Given request
Pictures stay out of this copy, which runs from the first line of the material through the line containing "UserPlus, ChartLine, Plus".

Data provided
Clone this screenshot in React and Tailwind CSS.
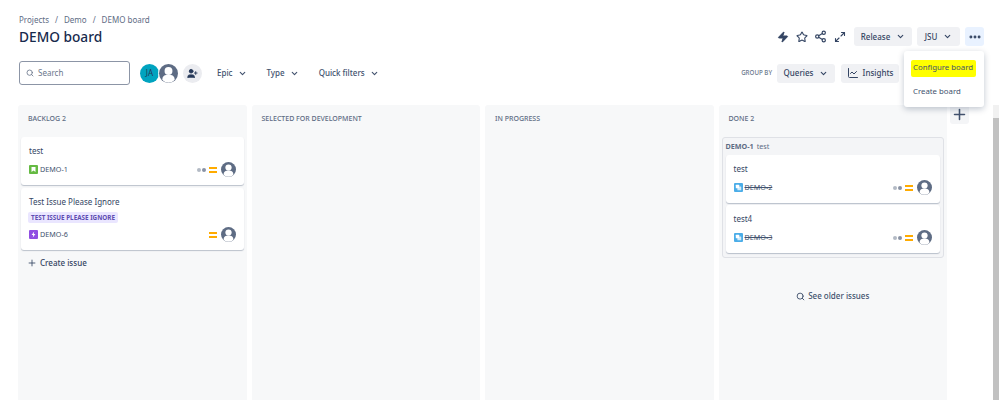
import { Search, ChevronDown, Zap, Star, Share2, Maximize2, Ellipsis, UserPlus, ChartLine, Plus } from 'lucide-react';

const UserAvatar = ({ size = 16 }) => (
  <svg width={size} height={size} viewBox="0 0 24 24" className="shrink-0">
    <circle cx="12" cy="12" r="12" fill="#5e6c84" />
    <circle cx="12" cy="8.8" r="5" fill="#fff" />
    <path d="M4.2 19.5c0-3.6 2.4-5.6 5-5.6h5.6c2.6 0 5 2 5 5.6v0.8a10.5 10.5 0 0 1-15.6 0z" fill="#fff" />
  </svg>
);

const Priority = () => (
  <div className="flex flex-col gap-[2px] w-[8px] shrink-0">
    <div className="h-[2px] bg-[#ffab00]" />
    <div className="h-[2px] bg-[#ffab00]" />
  </div>
);

const Dots = () => (
  <div className="flex gap-[1px]">
    <div className="w-[4px] h-[4px] rounded-full bg-[#b3bac5]" />
    <div className="w-[4px] h-[4px] rounded-full bg-[#8993a4]" />
  </div>
);

const FilterButton = ({ label, className }) => (
  <div className={`flex items-center gap-[5px] text-[8px] font-medium text-[#42526e] ${className}`}>
    {label}
    <ChevronDown size={9} strokeWidth={3} />
  </div>
);

const GrayButton = ({ label, className }) => (
  <div className={`h-[19px] flex items-center justify-center gap-[6px] rounded-[3px] bg-[#f0f1f4] text-[8px] font-medium text-[#344563] ${className}`}>
    {label}
    <ChevronDown size={9} strokeWidth={3} />
  </div>
);

const IssueCard = ({ title, tag, issueKey, icon, dots, done }) => (
  <div className="bg-white rounded-[3px] shadow-[0_1px_1px_rgba(9,30,66,0.25)] px-[8px] pt-[7px] pb-[8px]">
    <div className="text-[8px] leading-[14px] text-[#344563]">{title}</div>
    {tag && (
      <div className="mt-[3px] w-fit h-[11px] flex items-center px-[3px] -ml-[1px] rounded-[2px] bg-[#eae6ff] text-[6.3px] font-bold text-[#5e4db2]">
        {tag}
      </div>
    )}
    <div className="flex items-center mt-[4px]">
      {icon}
      <span className={`ml-[2px] text-[7.2px] text-[#42526e] ${done ? 'line-through' : ''}`}>{issueKey}</span>
      <div className="ml-auto flex items-center gap-[2px]">
        {dots && <div className="mr-[1px]"><Dots /></div>}
        <Priority />
        <div className="ml-[2px]">
          <UserAvatar size={15} />
        </div>
      </div>
    </div>
  </div>
);

const StoryIcon = () => (
  <svg width="9" height="9" viewBox="0 0 9 9" className="shrink-0">
    <rect width="9" height="9" rx="1" fill="#65ba43" />
    <path d="M2.5 2h4v5L4.5 5.6 2.5 7z" fill="#fff" />
  </svg>
);

const EpicIcon = () => (
  <svg width="9" height="9" viewBox="0 0 9 9" className="shrink-0">
    <rect width="9" height="9" rx="1" fill="#904ee2" />
    <path d="M5.2 1.5 2.6 5h1.6l-.4 2.5L6.4 4H4.8z" fill="#fff" />
  </svg>
);

const TaskIcon = () => (
  <svg width="9" height="9" viewBox="0 0 9 9" className="shrink-0">
    <rect width="9" height="9" rx="1" fill="#4bade8" />
    <rect x="1.8" y="1.8" width="3.4" height="3.4" rx="0.5" fill="#fff" />
    <rect x="3.4" y="3.4" width="3.8" height="3.8" rx="0.5" fill="#fff" fillOpacity="0.75" />
  </svg>
);

const Column = ({ title, children }) => (
  <div className="flex-1 min-w-0 bg-[#f7f8f9] rounded-t-[3px] px-[3px]">
    <div className="h-[28px] flex items-center px-[7px] mb-[4px] text-[7px] font-medium text-[#5e6c84] uppercase">
      {title}
    </div>
    {children}
  </div>
);

const App = () => {
  return (
    <div className="relative w-[999px] h-[400px] overflow-hidden bg-white font-['Noto_Sans',sans-serif]">
      {/* HEADER */}
      <div className="pl-[19px] pr-[15px] pt-[13px] flex justify-between">
        <div>
          <div className="flex gap-[6px] text-[8px] leading-[13px] text-[#5e6c84]">
            <span>Projects</span>
            <span>/</span>
            <span>Demo</span>
            <span>/</span>
            <span>DEMO board</span>
          </div>
          <h1 className="mt-[1px] text-[13.7px] leading-[20px] font-medium text-[#172b4d]">DEMO board</h1>
        </div>
        <div className="flex items-center h-[19px] mt-[14px] text-[#344563]">
          <Zap size={12} fill="#344563" />
          <Star size={12} strokeWidth={2.2} className="ml-[7px]" />
          <Share2 size={13} strokeWidth={2.2} className="ml-[6px]" />
          <Maximize2 size={12} strokeWidth={2.2} className="ml-[7px]" />
          <GrayButton label="Release" className="ml-[8px] w-[58px]" />
          <GrayButton label="JSU" className="ml-[5px] w-[43px]" />
          <div className="ml-[5px] w-[19px] h-[19px] rounded-[3px] bg-[#e9f2ff] flex items-center justify-center">
            <Ellipsis size={14} strokeWidth={3} />
          </div>
        </div>
      </div>

      {/* FILTERS */}
      <div className="mt-[14px] pl-[19px] flex items-center h-[24px]">
        <div className="w-[111px] h-[24px] rounded-[3px] border border-[#8c95a6] flex items-center pl-[6px] gap-[4px] text-[8px] text-[#6b778c]">
          <Search size={8} strokeWidth={2.5} />
          Search
        </div>
        <div className="ml-[10px] w-[19px] h-[19px] rounded-full bg-[#00a3bf] flex items-center justify-center text-[8px] text-[#253858]">
          JA
        </div>
        <div className="rounded-full border-[1.5px] border-white -ml-[1px]">
          <UserAvatar size={19} />
        </div>
        <div className="ml-[4px] w-[19px] h-[19px] rounded-full bg-[#ebecf0] flex items-center justify-center">
          <UserPlus size={11} fill="#253858" stroke="#253858" />
        </div>
        <FilterButton label="Epic" className="ml-[15px]" />
        <FilterButton label="Type" className="ml-[20px]" />
        <FilterButton label="Quick filters" className="ml-[20px]" />
        <div className="ml-auto mr-[100px] flex items-center">
          <span className="text-[6.2px] font-medium text-[#6b778c] mr-[5px]">GROUP BY</span>
          <GrayButton label="Queries" className="w-[58px]" />
          <div className="ml-[6px] w-[58px] h-[19px] rounded-[3px] bg-[#f0f1f4] flex items-center justify-center gap-[4px] text-[8px] font-medium text-[#344563]">
            <ChartLine size={12} />
            Insights
          </div>
        </div>
      </div>

      {/* BOARD */}
      <div className="mt-[20px] pl-[18px] flex h-[295px]">
        <div className="w-[929px] flex gap-[5px]">
          <Column title="Backlog 2">
            <div className="flex flex-col gap-[3px]">
              <IssueCard title="test" issueKey="DEMO-1" icon={<StoryIcon />} dots />
              <IssueCard title="Test Issue Please Ignore" tag="TEST ISSUE PLEASE IGNORE" issueKey="DEMO-6" icon={<EpicIcon />} />
            </div>
            <div className="mt-[7px] pl-[6px] flex items-center gap-[3px] text-[8px] font-medium text-[#344563]">
              <Plus size={10} />
              Create issue
            </div>
          </Column>
          <Column title="Selected for development" />
          <Column title="In progress" />
          <Column title="Done 2">
            <div className="rounded-[3px] border border-[#dfe1e6] bg-[#f4f5f7] px-[3px] pb-[4px]">
              <div className="h-[17px] flex items-center gap-[3px] text-[7.2px] text-[#5e6c84]">
                <span className="font-bold">DEMO-1</span>
                <span>test</span>
              </div>
              <div className="flex flex-col gap-[2px]">
                <IssueCard title="test" issueKey="DEMO-2" icon={<TaskIcon />} dots done />
                <IssueCard title="test4" issueKey="DEMO-3" icon={<TaskIcon />} dots done />
              </div>
            </div>
            <div className="mt-[32px] flex items-center justify-center gap-[3px] text-[8px] font-medium text-[#42526e]">
              <Search size={9} strokeWidth={2.5} />
              See older issues
            </div>
          </Column>
        </div>
        <div className="ml-[3px] w-[19px] h-[19px] rounded-[3px] bg-[#f4f5f7] flex items-center justify-center">
          <Plus size={17} strokeWidth={2.2} className="text-[#42526e]" />
        </div>
        <div className="ml-auto w-[6px] bg-[#f1f1f1] flex flex-col">
          <div className="h-[13px]" />
          <div className="flex-1 bg-[#c1c1c1]" />
        </div>
      </div>

      {/* MENU */}
      <div className="absolute left-[904px] top-[51px] w-[80px] h-[56px] bg-white rounded-[3px] shadow-[0_2px_6px_rgba(9,30,66,0.25)] pt-[8px]">
        <div className="absolute left-[7px] top-[9px] w-[65px] h-[17px] bg-[#ffff00] rounded-[2px]" />
        <div className="relative pl-[9px] whitespace-nowrap text-[7.8px] leading-[16px] text-[#42526e]">Configure board</div>
        <div className="relative mt-[8px] pl-[9px] whitespace-nowrap text-[7.8px] leading-[16px] text-[#42526e]">Create board</div>
      </div>
    </div>
  );
};

export default App;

Answer to the exercise
Clone this screenshot in React and Tailwind CSS.
import { Search, ChevronDown, Zap, Star, Share2, Maximize2, Ellipsis, UserPlus, ChartLine, Plus } from 'lucide-react';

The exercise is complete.